Old: Ban kids from the kitchen.
New: Involve everyone in healthy meals.
Preparing meals as a family can be fun, and kids will feel invested in healthy choices. As you dream up new ways to cook veggies, talk about how delicious they taste and how strong and smart their nutrients can make you. Encourage your children to get creative! If they help make the meal, they're more likely to eat it.
Old: Skip dessert.
New: Balance "sometimes" foods with healthier choices.
Calling concentrated sweets like cupcakes and cookies "sometimes" foods can help you keep them in their proper place. When your kids face choices at events, especially during the holidays, teach them to balance their plates with these "sometimes" foods as well as several nutritious options.

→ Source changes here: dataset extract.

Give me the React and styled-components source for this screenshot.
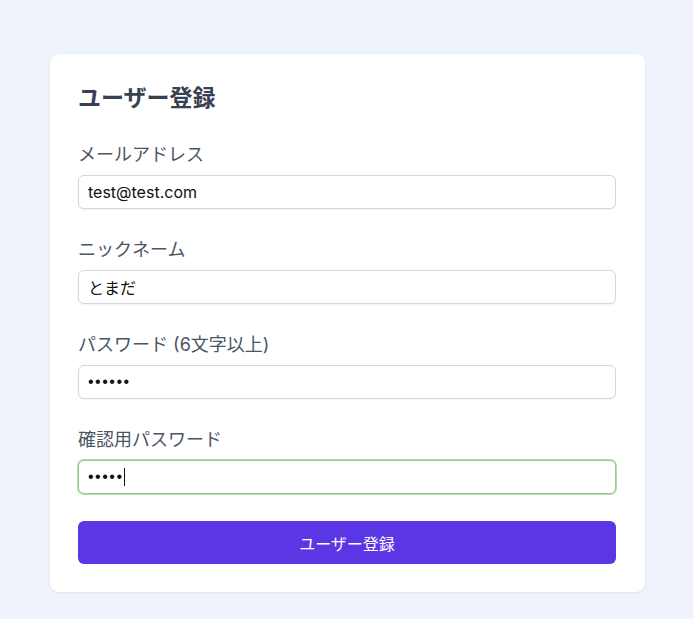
import React from 'react'
import styled, { createGlobalStyle } from 'styled-components'

const GlobalStyle = createGlobalStyle`
  html, body {
    margin: 0;
    padding: 0;
    background: #eff3fc;
    font-family: Inter, "Noto Sans CJK JP", sans-serif;
  }
`

const Page = styled.div`
  min-height: 619px;
  padding: 54px 48px 0 50px;
  box-sizing: border-box;
`

const Card = styled.form`
  background: #ffffff;
  border-radius: 9px;
  box-shadow: 0 1px 3px rgba(30, 41, 80, 0.08);
  padding: 29px 29px 28px 28px;
  display: flex;
  flex-direction: column;
`

const Title = styled.h2`
  margin: 0 0 30px;
  font-size: 23px;
  line-height: 30px;
  font-weight: 700;
  color: #374151;
`

const Field = styled.div`
  display: flex;
  flex-direction: column;
  margin-bottom: 29px;
`

const Label = styled.label`
  font-size: 18px;
  line-height: 24px;
  color: #4b5563;
  margin-bottom: 8px;
`

const InputWrap = styled.div`
  position: relative;
  display: flex;
  flex-direction: column;
`

const Input = styled.input`
  height: 34px;
  box-sizing: border-box;
  padding: 0 9px;
  border: 1px solid ${p => (p.$focused ? '#9ccb8f' : '#d4d7dd')};
  border-radius: 6px;
  box-shadow: ${p => (p.$focused ? '0 0 0 1px #b7dbae' : '0 1px 2px rgba(0, 0, 0, 0.06)')};
  font-family: ${p => (p.$masked ? '"Liberation Sans", Arial' : 'Inter, "Noto Sans CJK JP"')}, sans-serif;
  font-size: 16px;
  letter-spacing: ${p => (p.$masked ? '1.5px' : 'normal')};
  color: #111111;
  caret-color: transparent;
  background: #ffffff;
  outline: none;
`

// drawn text cursor for the active field
const Caret = styled.span`
  position: absolute;
  top: 8px;
  width: 1px;
  height: 18px;
  background: #111111;
  pointer-events: none;
`

const Button = styled.button`
  margin-top: -2px;
  height: 43px;
  border: none;
  border-radius: 6px;
  background: #5b36e4;
  color: #ffffff;
  font-family: Inter, "Noto Sans CJK JP", sans-serif;
  font-size: 16px;
  cursor: pointer;
`

const fields = [
  { label: 'メールアドレス', value: 'test@test.com' },
  { label: 'ニックネーム', value: 'とまだ' },
  { label: 'パスワード (6文字以上)', value: '••••••', masked: true },
  { label: '確認用パスワード', value: '•••••', masked: true, focused: true },
]

function App() {
  return (
    <>
      <GlobalStyle />
      <Page>
        <Card onSubmit={e => e.preventDefault()}>
          <Title>ユーザー登録</Title>
          {fields.map(f => (
            <Field key={f.label}>
              <Label>{f.label}</Label>
              <InputWrap>
                <Input
                  type="text"
                  defaultValue={f.value}
                  $masked={f.masked}
                  $focused={f.focused}
                  readOnly
                />
                {f.focused && <Caret style={{ left: 10 + f.value.length * 7.1 }} />}
              </InputWrap>
            </Field>
          ))}
          <Button type="submit">ユーザー登録</Button>
        </Card>
      </Page>
    </>
  )
}

export default App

Try baked apples or other fruit options for after dinner nutrition and satisfaction!
Old: Nag kids about their weight.
New: Model healthy, positive habits.
Set an example by eating more fruits and veggies yourself. A recent study by Australian researchers found this has a powerful influence on children's eating habits. Model other healthy lifestyle habits, too: Stay active, get adequate sleep, and maintain a positive relationship with food and your body.